*Instructions for the task*
From the listing below, pull out all lines with "page" in them.
===== Supplied data
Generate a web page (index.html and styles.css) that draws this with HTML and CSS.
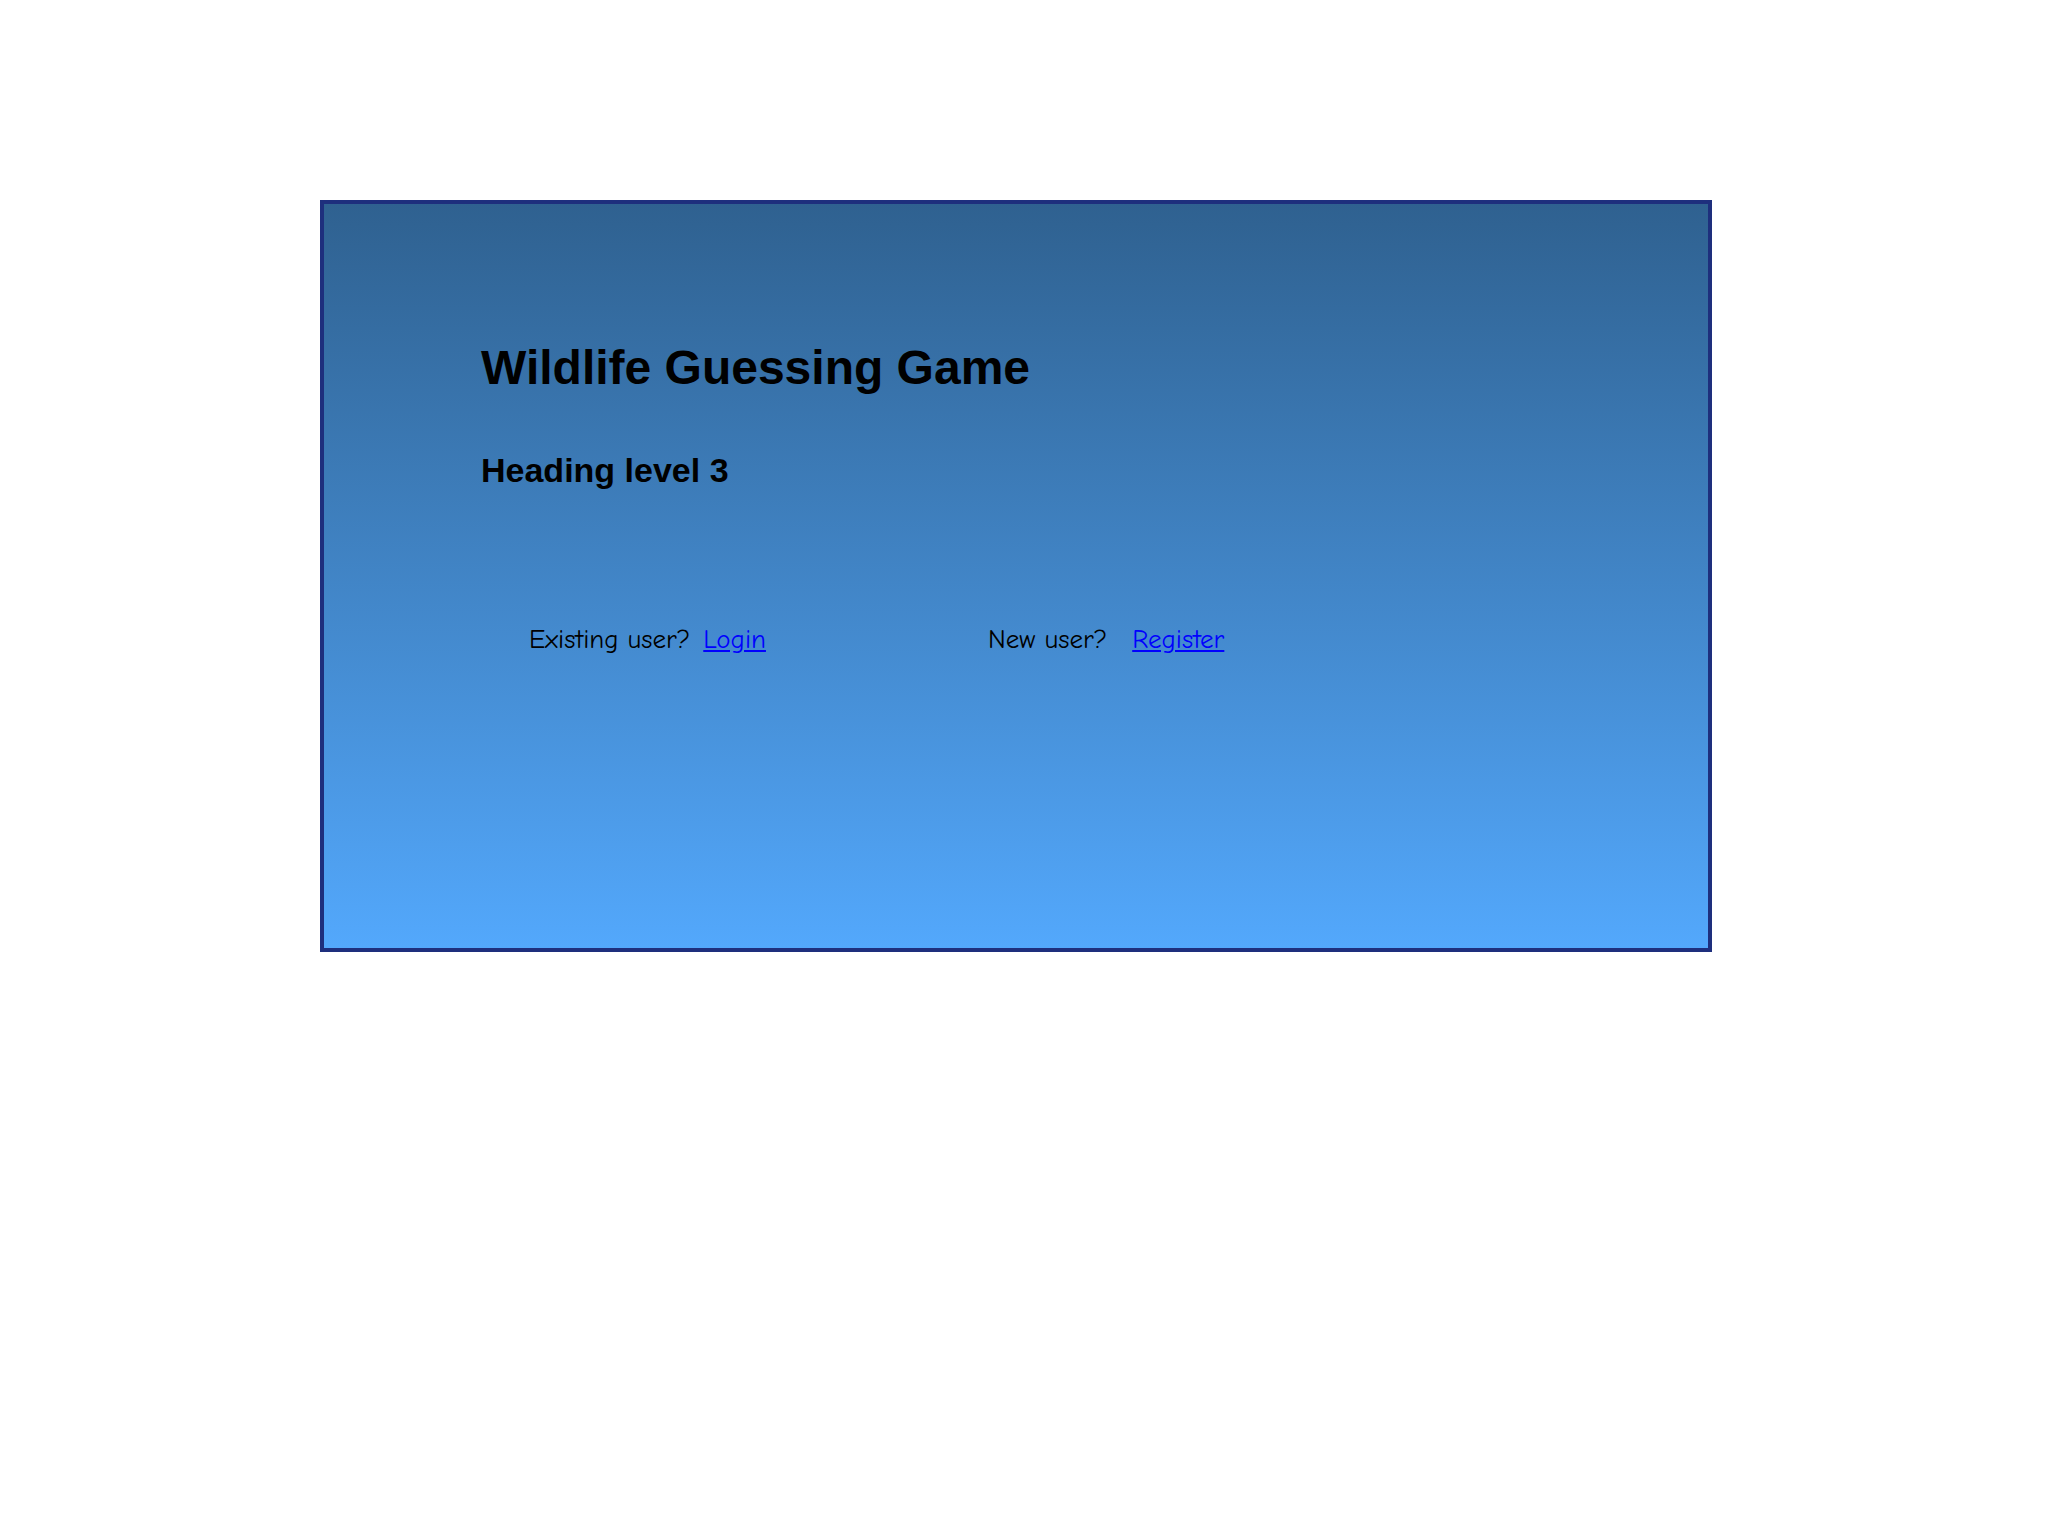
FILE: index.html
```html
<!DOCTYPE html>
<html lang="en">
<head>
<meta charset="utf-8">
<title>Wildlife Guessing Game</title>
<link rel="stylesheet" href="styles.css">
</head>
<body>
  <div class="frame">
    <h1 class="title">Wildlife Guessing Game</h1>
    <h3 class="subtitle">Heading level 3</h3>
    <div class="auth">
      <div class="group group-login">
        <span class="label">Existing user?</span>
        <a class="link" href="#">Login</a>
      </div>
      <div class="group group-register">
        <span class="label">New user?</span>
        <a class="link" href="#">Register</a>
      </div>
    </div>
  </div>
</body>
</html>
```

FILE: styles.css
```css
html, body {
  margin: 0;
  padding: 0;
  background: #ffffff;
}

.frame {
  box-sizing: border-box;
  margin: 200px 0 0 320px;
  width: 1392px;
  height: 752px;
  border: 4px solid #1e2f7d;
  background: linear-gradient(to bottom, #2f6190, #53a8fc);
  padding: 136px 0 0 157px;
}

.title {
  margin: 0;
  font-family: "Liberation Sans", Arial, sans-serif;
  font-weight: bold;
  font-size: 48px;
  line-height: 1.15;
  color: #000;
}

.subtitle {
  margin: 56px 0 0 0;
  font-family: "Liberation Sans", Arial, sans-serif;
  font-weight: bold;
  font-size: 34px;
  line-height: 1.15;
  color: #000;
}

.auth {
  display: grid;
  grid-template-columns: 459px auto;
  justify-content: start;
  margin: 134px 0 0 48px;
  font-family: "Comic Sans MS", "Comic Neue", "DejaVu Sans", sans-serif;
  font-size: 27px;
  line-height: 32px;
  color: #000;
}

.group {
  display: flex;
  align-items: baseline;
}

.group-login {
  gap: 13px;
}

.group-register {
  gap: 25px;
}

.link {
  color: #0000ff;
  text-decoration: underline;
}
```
==========
===== Supplied data
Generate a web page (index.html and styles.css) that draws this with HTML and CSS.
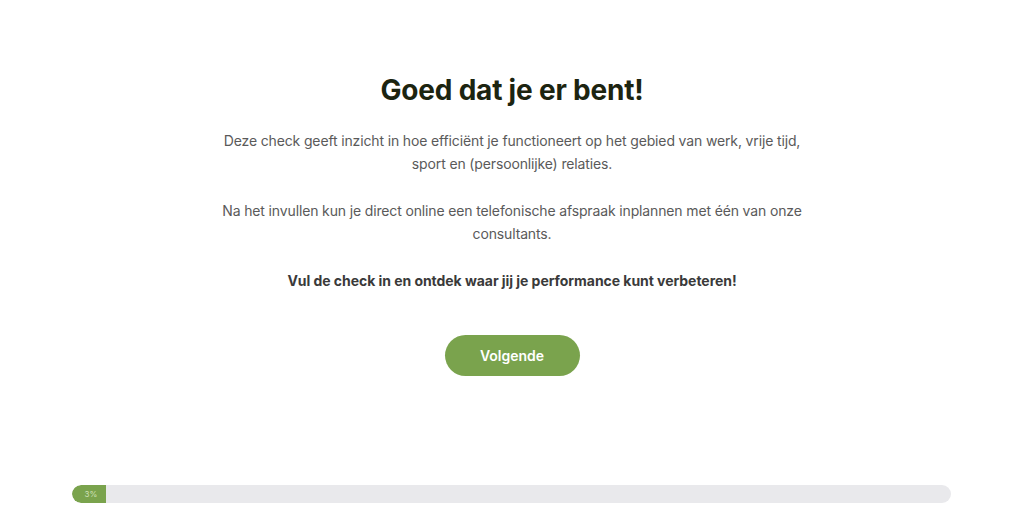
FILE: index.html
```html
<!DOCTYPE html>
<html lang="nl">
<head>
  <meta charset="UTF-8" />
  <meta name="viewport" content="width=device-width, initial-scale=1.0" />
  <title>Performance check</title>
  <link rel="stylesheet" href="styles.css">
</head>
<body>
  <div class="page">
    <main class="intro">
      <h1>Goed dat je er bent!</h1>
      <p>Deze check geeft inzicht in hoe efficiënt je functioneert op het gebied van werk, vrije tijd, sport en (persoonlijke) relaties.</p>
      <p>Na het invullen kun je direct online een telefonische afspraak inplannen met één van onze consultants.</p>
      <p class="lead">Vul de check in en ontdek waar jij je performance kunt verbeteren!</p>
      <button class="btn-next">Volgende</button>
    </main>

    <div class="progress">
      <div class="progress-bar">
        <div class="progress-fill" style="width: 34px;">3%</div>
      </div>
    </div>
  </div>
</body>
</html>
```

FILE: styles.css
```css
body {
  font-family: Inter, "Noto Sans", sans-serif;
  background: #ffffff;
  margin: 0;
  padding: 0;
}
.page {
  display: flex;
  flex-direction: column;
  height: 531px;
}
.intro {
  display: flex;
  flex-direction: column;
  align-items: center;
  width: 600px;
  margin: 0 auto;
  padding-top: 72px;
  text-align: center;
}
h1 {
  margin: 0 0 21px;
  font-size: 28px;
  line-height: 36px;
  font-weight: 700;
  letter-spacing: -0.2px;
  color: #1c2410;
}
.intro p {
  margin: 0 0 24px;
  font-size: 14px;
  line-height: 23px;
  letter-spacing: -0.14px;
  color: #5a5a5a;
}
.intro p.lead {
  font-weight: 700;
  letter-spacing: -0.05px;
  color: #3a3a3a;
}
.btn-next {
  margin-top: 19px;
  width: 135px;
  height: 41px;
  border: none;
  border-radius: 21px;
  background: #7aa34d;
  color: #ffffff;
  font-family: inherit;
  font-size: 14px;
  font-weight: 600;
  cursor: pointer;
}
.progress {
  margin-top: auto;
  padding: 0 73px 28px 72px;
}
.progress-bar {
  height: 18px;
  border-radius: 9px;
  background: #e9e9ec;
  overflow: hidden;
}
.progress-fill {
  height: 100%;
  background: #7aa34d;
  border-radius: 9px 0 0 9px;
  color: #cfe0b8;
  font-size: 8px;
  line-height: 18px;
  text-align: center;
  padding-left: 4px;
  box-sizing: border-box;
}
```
==========
===== Supplied data
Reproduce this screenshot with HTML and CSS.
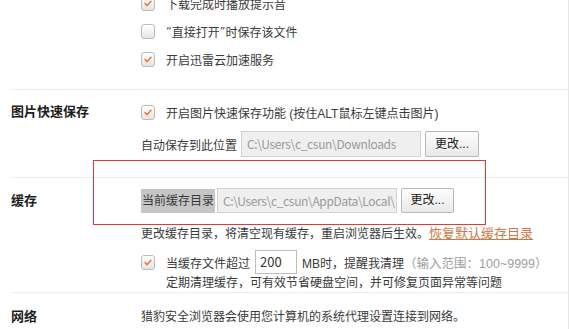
==========
*Answer below*
Generate a web page (index.html and styles.css) that draws this with HTML and CSS.
Generate a web page (index.html and styles.css) that draws this with HTML and CSS.
  <div class="page">
.page {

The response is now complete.